===== Supplied data =====

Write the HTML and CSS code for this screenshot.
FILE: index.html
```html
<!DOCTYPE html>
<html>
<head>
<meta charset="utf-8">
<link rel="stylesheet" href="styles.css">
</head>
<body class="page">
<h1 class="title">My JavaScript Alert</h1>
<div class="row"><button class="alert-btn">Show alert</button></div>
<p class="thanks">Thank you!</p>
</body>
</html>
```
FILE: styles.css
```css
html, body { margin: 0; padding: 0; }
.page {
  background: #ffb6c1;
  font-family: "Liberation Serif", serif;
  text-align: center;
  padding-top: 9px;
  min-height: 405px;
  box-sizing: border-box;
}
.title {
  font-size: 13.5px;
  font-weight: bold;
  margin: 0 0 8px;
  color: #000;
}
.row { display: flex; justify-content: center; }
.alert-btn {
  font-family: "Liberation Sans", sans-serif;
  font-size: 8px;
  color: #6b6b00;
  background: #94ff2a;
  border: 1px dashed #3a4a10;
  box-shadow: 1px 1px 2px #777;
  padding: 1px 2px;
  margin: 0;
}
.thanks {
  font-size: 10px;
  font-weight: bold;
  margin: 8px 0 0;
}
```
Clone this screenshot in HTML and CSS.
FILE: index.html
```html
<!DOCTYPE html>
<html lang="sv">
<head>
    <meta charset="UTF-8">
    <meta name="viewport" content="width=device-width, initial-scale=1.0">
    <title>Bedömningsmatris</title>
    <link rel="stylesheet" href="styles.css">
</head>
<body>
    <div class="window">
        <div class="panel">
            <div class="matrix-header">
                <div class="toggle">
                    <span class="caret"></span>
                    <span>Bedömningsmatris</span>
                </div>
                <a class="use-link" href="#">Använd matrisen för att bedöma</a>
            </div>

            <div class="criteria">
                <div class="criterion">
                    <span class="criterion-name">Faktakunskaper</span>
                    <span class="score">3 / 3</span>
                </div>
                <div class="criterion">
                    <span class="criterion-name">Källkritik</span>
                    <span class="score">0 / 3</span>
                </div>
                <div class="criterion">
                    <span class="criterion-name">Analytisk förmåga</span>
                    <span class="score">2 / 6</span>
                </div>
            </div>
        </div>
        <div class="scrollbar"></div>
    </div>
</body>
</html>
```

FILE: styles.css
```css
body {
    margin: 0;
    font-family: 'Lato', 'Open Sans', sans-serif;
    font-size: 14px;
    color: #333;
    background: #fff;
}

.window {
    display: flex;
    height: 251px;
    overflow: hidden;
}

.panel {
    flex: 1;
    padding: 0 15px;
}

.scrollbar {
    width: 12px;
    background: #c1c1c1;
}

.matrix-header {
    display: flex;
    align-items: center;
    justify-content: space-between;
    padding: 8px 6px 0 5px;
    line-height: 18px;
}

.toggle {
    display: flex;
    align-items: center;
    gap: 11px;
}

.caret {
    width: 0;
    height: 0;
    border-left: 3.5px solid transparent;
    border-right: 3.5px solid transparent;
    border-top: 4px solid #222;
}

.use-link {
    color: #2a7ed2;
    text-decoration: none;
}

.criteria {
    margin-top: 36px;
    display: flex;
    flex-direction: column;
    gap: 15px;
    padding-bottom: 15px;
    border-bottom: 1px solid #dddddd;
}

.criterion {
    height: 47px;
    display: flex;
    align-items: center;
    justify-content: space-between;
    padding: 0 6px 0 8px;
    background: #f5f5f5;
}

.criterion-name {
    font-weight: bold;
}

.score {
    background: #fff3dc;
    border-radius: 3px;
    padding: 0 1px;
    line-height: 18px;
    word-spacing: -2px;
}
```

=====

Exercise prompt: All of the entries above should be written out again exactly.

The answer:
Write the HTML and CSS code for this screenshot.
FILE: index.html
```html
<!DOCTYPE html>
<html>
<head>
<meta charset="utf-8">
<link rel="stylesheet" href="styles.css">
</head>
<body class="page">
<h1 class="title">My JavaScript Alert</h1>
<div class="row"><button class="alert-btn">Show alert</button></div>
<p class="thanks">Thank you!</p>
</body>
</html>
```
FILE: styles.css
```css
html, body { margin: 0; padding: 0; }
.page {
  background: #ffb6c1;
  font-family: "Liberation Serif", serif;
  text-align: center;
  padding-top: 9px;
  min-height: 405px;
  box-sizing: border-box;
}
.title {
  font-size: 13.5px;
  font-weight: bold;
  margin: 0 0 8px;
  color: #000;
}
.row { display: flex; justify-content: center; }
.alert-btn {
  font-family: "Liberation Sans", sans-serif;
  font-size: 8px;
  color: #6b6b00;
  background: #94ff2a;
  border: 1px dashed #3a4a10;
  box-shadow: 1px 1px 2px #777;
  padding: 1px 2px;
  margin: 0;
}
.thanks {
  font-size: 10px;
  font-weight: bold;
  margin: 8px 0 0;
}
```
Clone this screenshot in HTML and CSS.
FILE: index.html
```html
<!DOCTYPE html>
<html lang="sv">
<head>
    <meta charset="UTF-8">
    <meta name="viewport" content="width=device-width, initial-scale=1.0">
    <title>Bedömningsmatris</title>
    <link rel="stylesheet" href="styles.css">
</head>
<body>
    <div class="window">
        <div class="panel">
            <div class="matrix-header">
                <div class="toggle">
                    <span class="caret"></span>
                    <span>Bedömningsmatris</span>
                </div>
                <a class="use-link" href="#">Använd matrisen för att bedöma</a>
            </div>

            <div class="criteria">
                <div class="criterion">
                    <span class="criterion-name">Faktakunskaper</span>
                    <span class="score">3 / 3</span>
                </div>
                <div class="criterion">
                    <span class="criterion-name">Källkritik</span>
                    <span class="score">0 / 3</span>
                </div>
                <div class="criterion">
                    <span class="criterion-name">Analytisk förmåga</span>
                    <span class="score">2 / 6</span>
                </div>
            </div>
        </div>
        <div class="scrollbar"></div>
    </div>
</body>
</html>
```

FILE: styles.css
```css
body {
    margin: 0;
    font-family: 'Lato', 'Open Sans', sans-serif;
    font-size: 14px;
    color: #333;
    background: #fff;
}

.window {
    display: flex;
    height: 251px;
    overflow: hidden;
}

.panel {
    flex: 1;
    padding: 0 15px;
}

.scrollbar {
    width: 12px;
    background: #c1c1c1;
}

.matrix-header {
    display: flex;
    align-items: center;
    justify-content: space-between;
    padding: 8px 6px 0 5px;
    line-height: 18px;
}

.toggle {
    display: flex;
    align-items: center;
    gap: 11px;
}

.caret {
    width: 0;
    height: 0;
    border-left: 3.5px solid transparent;
    border-right: 3.5px solid transparent;
    border-top: 4px solid #222;
}

.use-link {
    color: #2a7ed2;
    text-decoration: none;
}

.criteria {
    margin-top: 36px;
    display: flex;
    flex-direction: column;
    gap: 15px;
    padding-bottom: 15px;
    border-bottom: 1px solid #dddddd;
}

.criterion {
    height: 47px;
    display: flex;
    align-items: center;
    justify-content: space-between;
    padding: 0 6px 0 8px;
    background: #f5f5f5;
}

.criterion-name {
    font-weight: bold;
}

.score {
    background: #fff3dc;
    border-radius: 3px;
    padding: 0 1px;
    line-height: 18px;
    word-spacing: -2px;
}
```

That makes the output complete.